WHAT TO DO — Where a line holds the word "React", copy that line.

INFORMATION PROVIDED —

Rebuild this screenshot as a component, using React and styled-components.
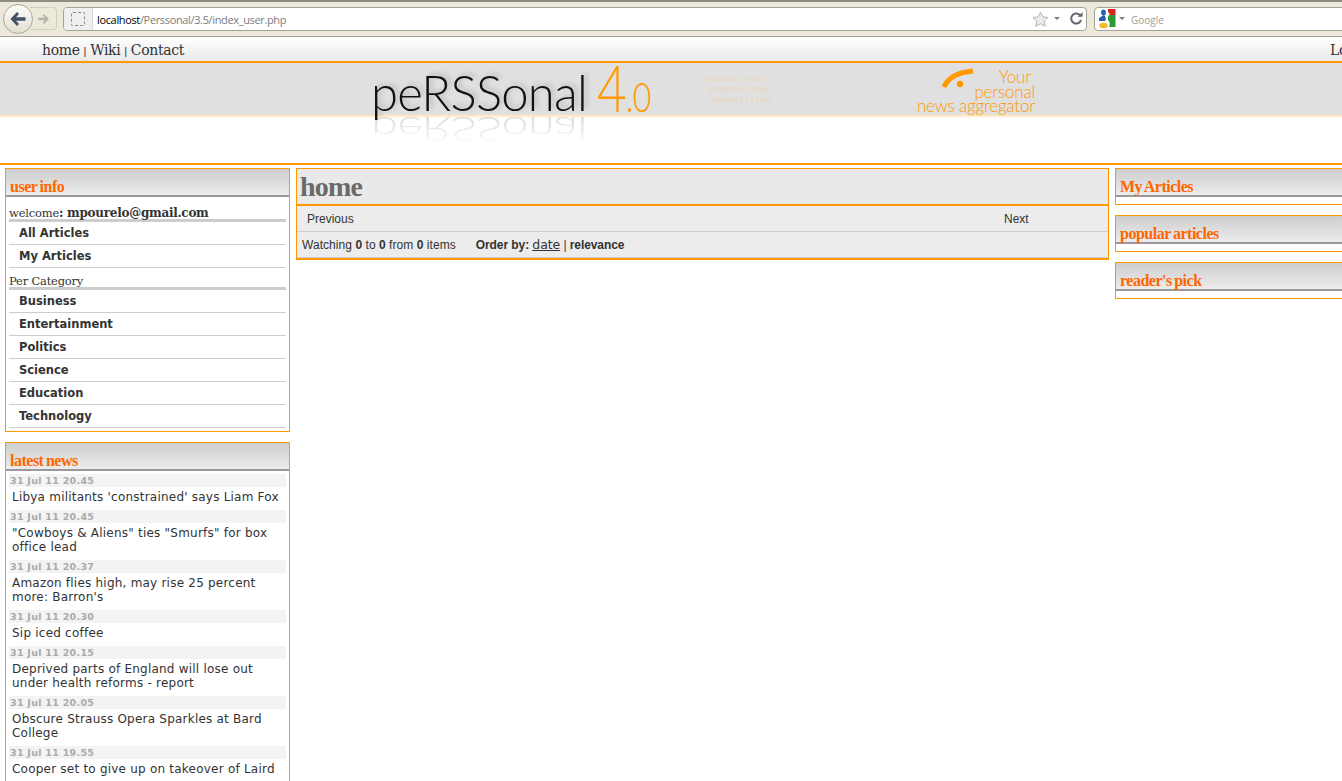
import React from 'react';
import styled, { createGlobalStyle } from 'styled-components';

const GlobalStyle = createGlobalStyle`
  html, body {
    margin: 0;
    padding: 0;
    height: 781px;
    overflow: hidden;
    background: #fff;
    font-family: "Liberation Sans", Arial, sans-serif;
  }
`;

const Page = styled.div`
  width: 1342px;
  height: 781px;
  overflow: hidden;
`;

/* browser chrome */
const Chrome = styled.div`
  height: 37px;
  box-sizing: border-box;
  background: #ece9da;
  border-top: 2px solid #8f8c80;
  border-bottom: 1px solid #a5a295;
  display: flex;
  align-items: center;
  padding: 0 0 1px 3px;
`;

const BackButton = styled.div`
  width: 30px;
  height: 30px;
  box-sizing: border-box;
  flex-shrink: 0;
  border-radius: 50%;
  border: 1px solid #a9a79c;
  background: linear-gradient(#fdfdfb, #e2dfd2);
  display: flex;
  align-items: center;
  justify-content: center;
  position: relative;
  z-index: 1;
`;

const ForwardButton = styled.div`
  width: 27px;
  height: 23px;
  flex-shrink: 0;
  margin-left: -3px;
  box-sizing: border-box;
  border: 1px solid #d2cfc0;
  border-left: none;
  border-radius: 0 4px 4px 0;
  display: flex;
  align-items: center;
  justify-content: flex-end;
  padding-right: 6px;
`;

const UrlBar = styled.div`
  width: 1024px;
  height: 24px;
  flex-shrink: 0;
  margin-left: 6px;
  box-sizing: border-box;
  background: #fff;
  border: 1px solid #a5a295;
  border-radius: 4px;
  display: flex;
  align-items: center;
  overflow: hidden;
`;

const Identity = styled.div`
  width: 29px;
  height: 100%;
  box-sizing: border-box;
  background: #efefef;
  border-right: 1px solid #d8d8d8;
  display: flex;
  align-items: center;
  justify-content: center;
`;

const DashedSquare = styled.div`
  width: 12px;
  height: 12px;
  border: 1px dashed #8a8a8a;
  border-radius: 2px;
`;

const UrlText = styled.div`
  flex: 1;
  margin-left: 4px;
  padding-top: 2px;
  font-family: "Open Sans", sans-serif;
  font-size: 11px;
  letter-spacing: -0.35px;
  color: #7d7d7d;
  white-space: nowrap;

  b {
    font-weight: 400;
    color: #000;
  }
`;

const UrlIcons = styled.div`
  display: flex;
  align-items: center;
  gap: 5px;
  padding-right: 3px;
`;

const DropTriangle = styled.span`
  width: 0;
  height: 0;
  border-left: 3px solid transparent;
  border-right: 3px solid transparent;
  border-top: 3px solid #808080;
  margin: ${p => p.$margin};
`;

const SearchBar = styled.div`
  width: 260px;
  height: 24px;
  margin-left: 7px;
  flex-shrink: 0;
  box-sizing: border-box;
  background: #fff;
  border: 1px solid #a5a295;
  border-radius: 4px;
  display: flex;
  align-items: center;
  padding-left: 4px;
  font-family: "Open Sans", sans-serif;
  font-size: 10px;
  color: #a09d90;

  span:last-child {
    padding-top: 2px;
  }
`;

/* site header */
const TopNav = styled.nav`
  height: 24px;
  box-sizing: border-box;
  background: linear-gradient(#ffffff, #e9e9e9);
  display: flex;
  justify-content: space-between;
  align-items: center;
  padding: 2px 0 0 42px;
  width: 1400px;
  font-family: "DejaVu Serif", serif;
  font-size: 14px;
  letter-spacing: -0.35px;
  color: #333;
`;

const NavLinks = styled.div`
  display: flex;
  align-items: center;
  gap: 4px;
  font-weight: 300;

  i {
    font-style: normal;
    font-family: "Liberation Sans", sans-serif;
    font-size: 11px;
    position: relative;
    top: 1px;
  }
`;

const NavRight = styled.div`
  width: 70px;
`;

const Banner = styled.header`
  height: 104px;
  box-sizing: border-box;
  border-top: 2px solid #ff9900;
  border-bottom: 2px solid #ff9900;
  background: linear-gradient(
    #e0e0e0 0,
    #e0e0e0 51px,
    #fde3b8 52px,
    #fde9c8 53px,
    #fff 55px,
    #fff 100%
  );
  display: flex;
  align-items: flex-start;
`;

const Logo = styled.div`
  margin: 0 0 0 371px;
  width: 281px;
  height: 60px;
  display: flex;
  align-items: baseline;
  white-space: nowrap;
  font-family: "Lato", sans-serif;
  font-weight: 300;
  position: relative;
`;

const LogoName = styled.div`
  font-size: 49px;
  line-height: 46px;
  letter-spacing: -0.7px;
  color: #111;
  text-shadow: 3px -2px 5px rgba(0, 0, 0, 0.2);
`;

const LogoReflection = styled(LogoName)`
  position: absolute;
  left: 0;
  top: 44px;
  transform: scaleY(-0.68);
  opacity: 0.16;
  text-shadow: none;
  -webkit-mask-image: linear-gradient(to top, #000, transparent);
  mask-image: linear-gradient(to top, #000, transparent);
`;

const LogoVersion = styled.div`
  color: #ff9900;
  font-size: 66px;
  line-height: 46px;
  margin-left: 10px;
  letter-spacing: -1px;
  transform: translateY(1px) scaleX(0.78);
  transform-origin: left;

  small {
    font-size: 41px;
  }
`;

const CodeDots = styled.div`
  margin: 12px 0 0 53px;
  width: 70px;
  font-family: "Liberation Mono", monospace;
  font-size: 8px;
  line-height: 10px;
  letter-spacing: 0.6px;
  color: #ecd5b5;
  white-space: nowrap;
  flex-shrink: 0;
`;

const CodeLine = styled.div`
  margin-left: ${p => p.$indent}px;
`;

const Tagline = styled.div`
  margin: 7px 0 0 138px;
  width: 122px;
  position: relative;
  text-align: right;
  font-family: "Lato", sans-serif;
  font-weight: 300;
  font-size: 17px;
  line-height: 14.5px;
  letter-spacing: -0.2px;
  color: #ff9900;
  white-space: nowrap;
  flex-shrink: 0;

  svg {
    position: absolute;
    left: 29px;
    top: -4px;
  }

  em {
    font-style: normal;
    margin-right: 4px;
  }
`;

/* columns */
const Columns = styled.div`
  width: 1410px;
  display: grid;
  grid-template-columns: 285px 813px 295px;
  column-gap: 6px;
  padding: 3px 0 0 5px;
`;

const Column = styled.div`
  display: flex;
  flex-direction: column;
  gap: 10px;
`;

const Box = styled.section`
  border: 1px solid #ff9900;
  background: #fff;
`;

const BoxTitle = styled.h2`
  margin: 0;
  height: 26px;
  padding: 0 0 0 4px;
  background: linear-gradient(#cdcdcd, #ececec);
  border-bottom: 2px solid #999;
  font-family: "Liberation Serif", Georgia, serif;
  font-size: 16px;
  font-weight: 700;
  letter-spacing: -0.5px;
  word-spacing: -1px;
  line-height: 36px;
  color: #ff6600;
`;

const RightBody = styled.div`
  height: 7px;
`;

const BoxBody = styled.div`
  padding: 0 3px;
`;

const BoxEnd = styled.div`
  height: 3px;
`;

const SectionLabel = styled.div`
  height: ${p => p.$height}px;
  box-sizing: border-box;
  border-bottom: 3px solid #cdcdcd;
  font-family: "DejaVu Serif", serif;
  font-size: 11.5px;
  letter-spacing: -0.2px;
  line-height: 19px;
  color: #333;
  padding-top: ${p => p.$top}px;
  white-space: nowrap;

  b {
    letter-spacing: -0.28px;
    font-weight: 700;
    font-size: 12px;
  }
`;

const MenuItem = styled.div`
  height: 23px;
  box-sizing: border-box;
  border-bottom: 1px solid #cdcdcd;
  padding-left: 10px;
  font-family: "DejaVu Sans", Verdana, sans-serif;
  font-size: 11.5px;
  font-weight: 700;
  line-height: 23px;
  color: #333;
`;

const NewsDate = styled.div`
  height: 13px;
  background: #f3f3f3;
  margin-top: ${p => (p.$first ? 3 : 0)}px;
  padding-left: 1px;
  font-family: "DejaVu Sans", Verdana, sans-serif;
  font-size: 9.5px;
  font-weight: 700;
  line-height: 13px;
  letter-spacing: 0.28px;
  color: #aaa;
`;

const NewsText = styled.div`
  padding: 3px 3px 6px;
  font-family: "DejaVu Sans", Verdana, sans-serif;
  font-size: 12px;
  line-height: 14px;
  letter-spacing: 0.22px;
  color: #333;
`;

/* main panel */
const MainPanel = styled.main`
  align-self: start;
  border: 1px solid #ff9900;
  border-bottom-width: 2px;
  background: #ececec;
`;

const MainTitle = styled.h1`
  margin: 0;
  height: 35px;
  padding-left: 3px;
  background: #e9e9e9;
  border-bottom: 2px solid #ff9900;
  font-family: "Liberation Serif", Georgia, serif;
  font-size: 28px;
  font-weight: 700;
  letter-spacing: -0.8px;
  line-height: 36px;
  color: #6a6a6a;
`;

const PagerRow = styled.div`
  height: 25px;
  border-bottom: 1px solid #cdcdcd;
  display: flex;
  align-items: center;
  padding-left: 10px;
  font-size: 12px;
  color: #333;
`;

const PagerLink = styled.span`
  width: ${p => p.$width}px;
`;

const StatusRow = styled.div`
  height: 25px;
  border-bottom: 1px solid #cdcdcd;
  display: flex;
  align-items: center;
  padding-left: 5px;
  font-size: 12px;
  letter-spacing: 0.05px;
  color: #333;
  white-space: nowrap;
`;

const OrderBy = styled.span`
  margin-left: 20px;
  letter-spacing: -0.08px;

  u {
    font-family: "DejaVu Sans", Verdana, sans-serif;
    font-size: 12.5px;
  }
`;

const news = [
  ['31 Jul 11 20.45', "Libya militants 'constrained' says Liam Fox"],
  ['31 Jul 11 20.45', '"Cowboys & Aliens" ties "Smurfs" for box office lead'],
  ['31 Jul 11 20.37', "Amazon flies high, may rise 25 percent more: Barron's"],
  ['31 Jul 11 20.30', 'Sip iced coffee'],
  ['31 Jul 11 20.15', 'Deprived parts of England will lose out under health reforms - report'],
  ['31 Jul 11 20.05', 'Obscure Strauss Opera Sparkles at Bard College'],
  ['31 Jul 11 19.55', 'Cooper set to give up on takeover of Laird'],
];

const categories = ['Business', 'Entertainment', 'Politics', 'Science', 'Education', 'Technology'];

const BackIcon = () => (
  <svg width="18" height="16" viewBox="0 0 18 16">
    <path d="M8 1 L1.5 8 L8 15 L10 13 L7 9.8 H16.5 V6.2 H7 L10 3 Z" fill="#3f5266" />
  </svg>
);

const ForwardIcon = () => (
  <svg width="13" height="12" viewBox="0 0 18 16">
    <path d="M10 1 L16.5 8 L10 15 L8 13 L11 9.8 H1.5 V6.2 H11 L8 3 Z" fill="#b5b5ae" />
  </svg>
);

const StarIcon = () => (
  <svg width="17" height="16" viewBox="0 0 17 16">
    <path d="M8.5 1 L10.8 5.8 L16 6.5 L12.2 10.1 L13.2 15.2 L8.5 12.7 L3.8 15.2 L4.8 10.1 L1 6.5 L6.2 5.8 Z" fill="#ececec" stroke="#b4b4b4" />
  </svg>
);

const ReloadIcon = () => (
  <svg width="13" height="13" viewBox="0 0 13 13">
    <path d="M10.5 4 A5 5 0 1 0 11 8" fill="none" stroke="#666" strokeWidth="2" />
    <path d="M7.5 4.8 H12.5 V0 Z" fill="#666" />
  </svg>
);

const GoogleIcon = () => (
  <svg width="17" height="20" viewBox="0 0 17 20">
    <path d="M9 0 H16.5 V6 H11 Q10 3 9 3 Z" fill="#d9231c" />
    <path d="M10 6 H16.5 V18 H10 Q12 14 9 11 Q8 8 10 6 Z" fill="#2f9a32" />
    <ellipse cx="4.5" cy="3.5" rx="2.4" ry="3" fill="#1d62b8" />
    <path d="M0 9 L5 6 Q8 9 6 12 H0 Z" fill="#2a5fa8" />
    <ellipse cx="4.5" cy="16.5" rx="4.2" ry="2.8" fill="#f3bd26" />
  </svg>
);

const RssIcon = () => (
  <svg width="32" height="26" viewBox="0 0 32 26">
    <path d="M2 21 Q8 7 31 5" fill="none" stroke="#ff9900" strokeWidth="5" />
    <circle cx="18" cy="18" r="3.2" fill="#ff9900" />
  </svg>
);

const App = () => (
  <Page>
    <GlobalStyle />
    <Chrome>
      <BackButton><BackIcon /></BackButton>
      <ForwardButton><ForwardIcon /></ForwardButton>
      <UrlBar>
        <Identity><DashedSquare /></Identity>
        <UrlText><b>localhost</b>/Perssonal/3.5/index_user.php</UrlText>
        <UrlIcons>
          <StarIcon />
          <DropTriangle $margin="0 5px 0 0" />
          <ReloadIcon />
        </UrlIcons>
      </UrlBar>
      <SearchBar>
        <GoogleIcon />
        <DropTriangle $margin="0 6px 0 3px" />
        <span>Google</span>
      </SearchBar>
    </Chrome>

    <TopNav>
      <NavLinks>
        home <i>|</i> Wiki <i>|</i> Contact
      </NavLinks>
      <NavRight>Logout</NavRight>
    </TopNav>

    <Banner>
      <Logo>
        <LogoName>peRSSonal</LogoName>
        <LogoReflection aria-hidden="true">peRSSonal</LogoReflection>
        <LogoVersion>4<small>.0</small></LogoVersion>
      </Logo>
      <CodeDots>
        <CodeLine $indent={0}>10010111100</CodeLine>
        <CodeLine $indent={4}>10010111100</CodeLine>
        <CodeLine $indent={7}>10010111100</CodeLine>
      </CodeDots>
      <Tagline>
        <RssIcon />
        <em>Your</em><br />personal<br />news aggregator
      </Tagline>
    </Banner>

    <Columns>
      <Column>
        <Box>
          <BoxTitle>user info</BoxTitle>
          <BoxBody>
            <SectionLabel $height={25} $top={7}>welcome<b>: mpourelo@gmail.com</b></SectionLabel>
            <MenuItem>All Articles</MenuItem>
            <MenuItem>My Articles</MenuItem>
            <SectionLabel $height={22} $top={4}>Per Category</SectionLabel>
            {categories.map(c => <MenuItem key={c}>{c}</MenuItem>)}
            <BoxEnd />
          </BoxBody>
        </Box>
        <Box>
          <BoxTitle>latest news</BoxTitle>
          <BoxBody>
            {news.map(([date, text], i) => (
              <div key={i}>
                <NewsDate $first={i === 0}>{date}</NewsDate>
                <NewsText>{text}</NewsText>
              </div>
            ))}
          </BoxBody>
        </Box>
      </Column>

      <MainPanel>
        <MainTitle>home</MainTitle>
        <PagerRow>
          <PagerLink $width={697}>Previous</PagerLink>
          <PagerLink $width={40}>Next</PagerLink>
        </PagerRow>
        <StatusRow>
          <span>Watching <b>0</b> to <b>0</b> from <b>0</b> items</span>
          <OrderBy><b>Order by:</b> <u>date</u> | <b>relevance</b></OrderBy>
        </StatusRow>
      </MainPanel>

      <Column>
        <Box>
          <BoxTitle>My Articles</BoxTitle>
          <RightBody />
        </Box>
        <Box>
          <BoxTitle>popular articles</BoxTitle>
          <RightBody />
        </Box>
        <Box>
          <BoxTitle>reader's pick</BoxTitle>
          <RightBody />
        </Box>
      </Column>
    </Columns>
  </Page>
);

export default App;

TASK OUTPUT —
Rebuild this screenshot as a component, using React and styled-components.
import React from 'react';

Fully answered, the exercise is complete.